Have you ever fallen in love with someone that you shouldn't have? We've all been there, right? And now, thanks to Bloomsbury's new If Only line of young adult romances, you can relive that feeling just in time for the summer reading season.
The If Only novels focus on teens who fall for someone they shouldn't -- such as a best friend's boyfriend or a guy that's totally wrong for them -- bringing home the point that "you want what you can't have."
The first two books in the series are Fool Me Twice by Mandy Hubbard and Wish You Were Italian by Kristin Rae and both these books are also a part of Bloomsbury's "First Loves" campaign and tour, which will also include the novels: The Chapel Wars by Lindsey Leavitt, Open Road Summer by Emery Lord, and Searching for Sky by Jillian Cantor.
Sticking with the theme, Fool Me Twice by Mandy Hubbard follows Mackenzie (Mack) who is out for revenge after getting dumped by her boyfriend Landon. An opportunity arises after Landon is struck with amnesia and Mack has the perfect plan - make Landon fall in love with her again, and dump him. Brilliant. But there's one major problem: Mack can't fall for Landon all over again.

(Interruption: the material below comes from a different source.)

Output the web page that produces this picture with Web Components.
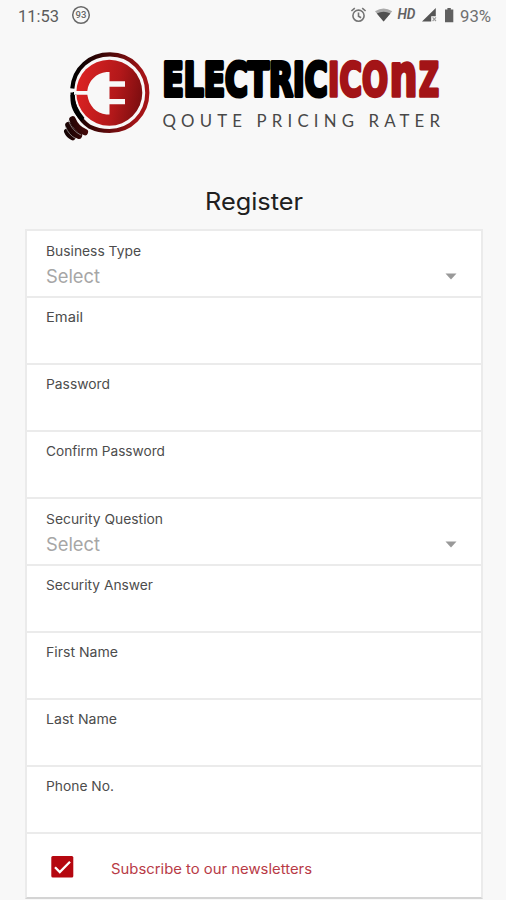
<!DOCTYPE html>
<html lang="en">
<head>
<meta charset="utf-8">
<title>Register</title>
<style>
html,body{margin:0;background:#f8f8f8}
body{width:506px;height:900px;overflow:hidden;font-family:"Open Sans","Noto Sans",sans-serif}
</style>
</head>
<body>
<register-screen></register-screen>
<script>
const define=(name,render)=>customElements.define(name,class extends HTMLElement{
  connectedCallback(){
    if(this.shadowRoot)return;
    this.attachShadow({mode:'open'}).innerHTML=render(this);
  }
});

/* One line of text set to an exact width */
define('fit-text',el=>{
  const w=+el.getAttribute('width'),s=+el.getAttribute('size');
  return `<style>:host{display:block;height:${s}px;width:${w}px}svg{display:block;overflow:visible}text{font-size:${s}px;fill:currentColor}</style>
  <svg width="${w}" height="${s}"><text x="0" y="${s}" textLength="${w}" lengthAdjust="spacingAndGlyphs">${el.getAttribute('text')}</text></svg>`;
});

define('status-bar',()=>`
<style>
:host{display:flex;height:32px;box-sizing:border-box;padding:0 15px 0 18px;justify-content:space-between;color:#707070;font-family:Roboto,sans-serif}
div{display:flex}
svg{display:block}
fit-text{margin-top:5px}
.time{color:#5c5c5c}
</style>
<div><fit-text class="time" text="11:53" width="41" size="17"></fit-text>
<svg width="20" height="20" viewBox="0 0 20 20" style="margin:5px 0 0 12px"><circle cx="10" cy="10" r="8.3" fill="none" stroke="#686868" stroke-width="1.5"/><text x="10" y="13.4" text-anchor="middle" font-size="9.5" font-weight="500" fill="#666">93</text></svg></div>
<div>
<svg width="110" height="32" viewBox="350 0 110 32">
<g fill="none" stroke="#747474" stroke-width="1.6"><circle cx="358.5" cy="15.7" r="5.6"/><path d="M358.5 12.5v3.7l2.6 1.6M351.4 11l3.4-2.9M365.6 11l-3.4-2.9"/></g>
<path d="M375 11.2q8.6-5.6 17.2 0L383.6 21.4z" fill="#aaa"/><path d="M376.8 13.4q6.8-3.4 13.6 0L383.6 21.4z" fill="#505050"/>
<text x="397.5" y="19.4" font-size="14" font-weight="600" font-style="italic" fill="#626262" textLength="18" lengthAdjust="spacingAndGlyphs">HD</text>
<path d="M422 21.5L435.8 8v8.2h-4.6v5.3z" fill="#555"/><path d="M432.6 17.4l3.4 3.6m0-3.6l-3.4 3.6" stroke="#999" stroke-width="1.1"/>
<path d="M445 9.5h2.4V8h3.4v1.5h2.5v12.7H445z" fill="#606060"/>
</svg>
<fit-text text="93%" width="31" size="16.5"></fit-text></div>`);

define('brand-logo',()=>`
<style>:host{display:block;height:95px;padding-left:60px}svg{display:block;overflow:visible}
.word{font-family:"DejaVu Sans",sans-serif;font-weight:bold;font-size:45.5px;stroke-width:4.2;stroke-linejoin:round}
.red{fill:#a31417;stroke:#a31417;stroke-width:3.6}
.tag{font-family:Lato,sans-serif;font-size:16.8px;fill:#484848}</style>
<svg width="390" height="95" viewBox="60 48 390 95">
<defs>
<linearGradient id="ring" x1="62" y1="80" x2="149" y2="92" gradientUnits="userSpaceOnUse"><stop offset=".12" stop-color="#000"/><stop offset=".5" stop-color="#4b0808"/><stop offset=".9" stop-color="#a41417"/></linearGradient>
<linearGradient id="disk" x1="80" y1="80" x2="142" y2="92" gradientUnits="userSpaceOnUse"><stop stop-color="#d92222"/><stop offset=".6" stop-color="#b3181a"/><stop offset="1" stop-color="#7f0e10"/></linearGradient>
<linearGradient id="base" x1="64" y1="132" x2="86" y2="128" gradientUnits="userSpaceOnUse"><stop stop-color="#100303"/><stop offset="1" stop-color="#440909"/></linearGradient>
</defs>
<path d="M72.3 88.5C74 68 90 54.4 110 54.4c21 0 37.3 16.6 37.3 38.3s-17 38.3-37.8 38.3c-8 0-14.5-1.7-20-4.4C80 120 73.5 110 72.6 94.8" fill="none" stroke="url(#ring)" stroke-width="4.2"/>
<path d="M70.5 92H77v3h-2.5q0 11 10 23l-3 3c-8-7-11.5-15-11-24z" fill="#000"/>
<circle cx="109.3" cy="92.7" r="33" fill="url(#disk)"/>
<path d="M109.5 72v9.3H125v5.4h-15.5v12.2H125v5.3h-15.5V114.5h-3c-10.5-1.2-17.5-8.6-19.2-19.8H74v-3.7h13.3C88.4 81 96 73 106.5 72z" fill="#f8f8f8"/>
<path d="M66.3 87.7l6.5 3.2v1.5h-3l-3.5-2z" fill="#f8f8f8"/>
<g fill="none" stroke="url(#base)" stroke-width="6.6" stroke-linecap="round"><path d="M72.5 119.5c2.6 6.5 6.8 10.5 12.3 12.5"/><path d="M68.5 125.2c2 5.4 5.6 8.6 10.4 10.4"/><path d="M67 131.5c1.2 3 3 4.6 5.6 5.8" stroke-width="6"/></g>
<g fill="none" stroke="#999" stroke-width=".8"><path d="M68.4 120.5c2.5 6.8 6.8 11.8 12.8 14.6M65.6 126.8c2 5.3 5.6 9.5 10 11.6"/></g>
<text class="word" x="162.5" y="96.2" textLength="165" lengthAdjust="spacingAndGlyphs" fill="#000" stroke="#000">ELECTRIC</text>
<text class="word red" x="328" y="96.2" textLength="60" lengthAdjust="spacingAndGlyphs">ICO</text>
<text class="word red" x="389.5" y="96.2" textLength="28" lengthAdjust="spacingAndGlyphs" style="font-size:58px">n</text>
<text class="word red" x="419" y="96.2" textLength="20" lengthAdjust="spacingAndGlyphs">Z</text>
<text class="tag" x="162.5" y="126.8" textLength="277.5" lengthAdjust="spacing">QOUTE PRICING RATER</text>
</svg>`);

define('form-field',el=>`
<style>
:host{display:block;height:67px;box-sizing:border-box;padding:0 24px 0 19px;border-bottom:2px solid #ebebeb;color:#4c4c4c}
.box{display:flow-root}
.label{margin-top:${el.getAttribute('top')}px}
.value{display:flex;justify-content:space-between;margin-top:8px;color:#a6a6a6}
svg{margin-top:9px}
</style>
<div class="box"><fit-text class="label" text="${el.getAttribute('label')}" width="${el.getAttribute('text-width')}" size="13"></fit-text>
${el.hasAttribute('select')?'<div class="value"><fit-text text="Select" width="54" size="18.5"></fit-text><svg width="12" height="7"><path d="M.5.5h11L6 6.5z" fill="#999"/></svg></div>':''}</div>`);

define('check-row',()=>`
<style>:host{display:flex;height:65px;box-sizing:border-box;padding:22px 0 0 24px;color:#b83a46}svg{flex:none}fit-text{margin:4px 0 0 36.5px}</style>
<svg width="23" height="22"><rect x=".3" width="22" height="21.5" rx="1.5" fill="#b50710"/><path d="M4 11.2l4.8 4.8L19 5.8" fill="none" stroke="#fff" stroke-width="2.3"/></svg>
<fit-text text="Subscribe to our newsletters" width="201" size="14"></fit-text>`);

define('form-card',()=>`
<style>:host{display:block;width:458px;height:670px;box-sizing:border-box;margin:0 auto 0 25px;background:#fff;border:2px solid #ebebeb;border-bottom-color:#d4d4d4}</style><slot></slot>`);

const fields=[['Business Type',95,12,1],['Email',37,11],['Password',64,11],['Confirm Password',119,11],['Security Question',117,12,1],['Security Answer',107,11],['First Name',72,11],['Last Name',71,11],['Phone No.',68,11]];
define('register-screen',()=>`
<style>
:host{display:flex;flex-direction:column;height:900px;background:#f8f8f8}
brand-logo{margin-top:16px}
.title{margin:43px 0 0 205px;color:#202020;font-family:Inter,"Open Sans",sans-serif}
form-card{margin-top:19px;font-family:Inter,"Open Sans",sans-serif}
</style>
<status-bar></status-bar><brand-logo></brand-logo>
<fit-text class="title" text="Register" width="98" size="24"></fit-text>
<form-card>${fields.map(([l,w,t,s])=>`<form-field label="${l}" text-width="${w}" top="${t}" ${s?'select':''}></form-field>`).join('')}<check-row></check-row></form-card>`);
</script>
</body>
</html>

Fool Me Twice is a light, fun, and cute read that is perfect to dive into while your lounging at the beach or sipping Mai Tais by the pool. I caught up with the fabulous author Mandy Hubbard to get all the details behind her guilty pleasure of a novel.
What was the inspiration behind your book Fool Me Twice?
My career started with young adult Rom-Com books (Prada & Prejudice in 2009 and You Wish in 2010) and I'd really wanted to go back to that space, but was having trouble coming up with a high-concept idea. For me, writing humor comes from the situations I put my characters in more than anything else, and it's gotta be a little bit ridiculous. Prada & Prejudice had time travel filled with comedy-of-errors situations, and You Wish had wacky wishes (Life-Sized My Little Pony anyone?).
While out at lunch with a group of publishing friends, one of them off-handedly said, "Someone should do a YA version of "Overboard."' I couldn't stop thinking about it, so I emailed her later that week and asked if she would mind me riffing off the idea. In the end the book's plot has little resemblance to the movie, but it got my wheels turning!
Tell me a bit about yourself and how you got into writing.
I've always been a reader--I remember having stacks of Berenstein Bears and Little Critter books next to my bed, which transitioned to The Saddle Club series, and then R. L. Stine's Fear Street books and Mary Higgins Clark's adult suspense novels. I even remember my best friend teasingly calling me a bookworm in the third grade, and being embarrassed by it!
I'm not, however, one of those authors who can say they always dreamed of being an author. It simply never occurred to me that I would enjoy it.
Fool Me Twice is part of the new If Only series centered around falling in love with the "wrong" person. How do you think people can relate to this concept?
I hate to sound like Taylor Swift, but I'm completely fascinated by love, and the way it can blind you to things. It's so easy to build up another person in your mind, make them into your fantasy soul mate, and it takes weeks or months to take the blinders off. I think every girl has fallen in love with the wrong guy at one time or another. They probably invented the saying "hindsight is 20/20" specifically to talk about ex-boyfriends.
In addition to being a writer, you are also a literary agent. How do you feel your work as an agent influences your writing and vice versa.
As an agent, I see first-hand just how many talented people are writing books and seeking publication. It's truly eye-opening to realize the level of competition out there, and how talent alone isn't enough--it's gotta be the whole package--voice, concept, execution, timing, luck. It definitely pushes me to make my writing better, to develop stronger concepts, to revise one more time, because there's a finite amount of space on each publisher's list.
I'd like to think I'm a "kinder, gentler" agent because of my writing. I know what it's like to be rejected or to get disappointing news and I try to cushion the blow. I've also sold clients books to the same publishers I've written for, and it's enabled me to give them the inside scoop on what to expect from their editor, or the publicity team.
What do you want people to walk away with after reading Fool Me Twice?
With my humorous books, I'm all about the escape-from-real-life. I don't need a reader to walk away changed, I just want them to enjoy the few hours they spend with my characters. It's the same reason I'll watch "Pitch Perfect" again and again even though I've already seen it dozens of times--it can lift my mood and make me smile. So I guess what I'm saying is... I hope Fool Me Twice is the literary equivalent of "Pitch Perfect." Is that so much to ask?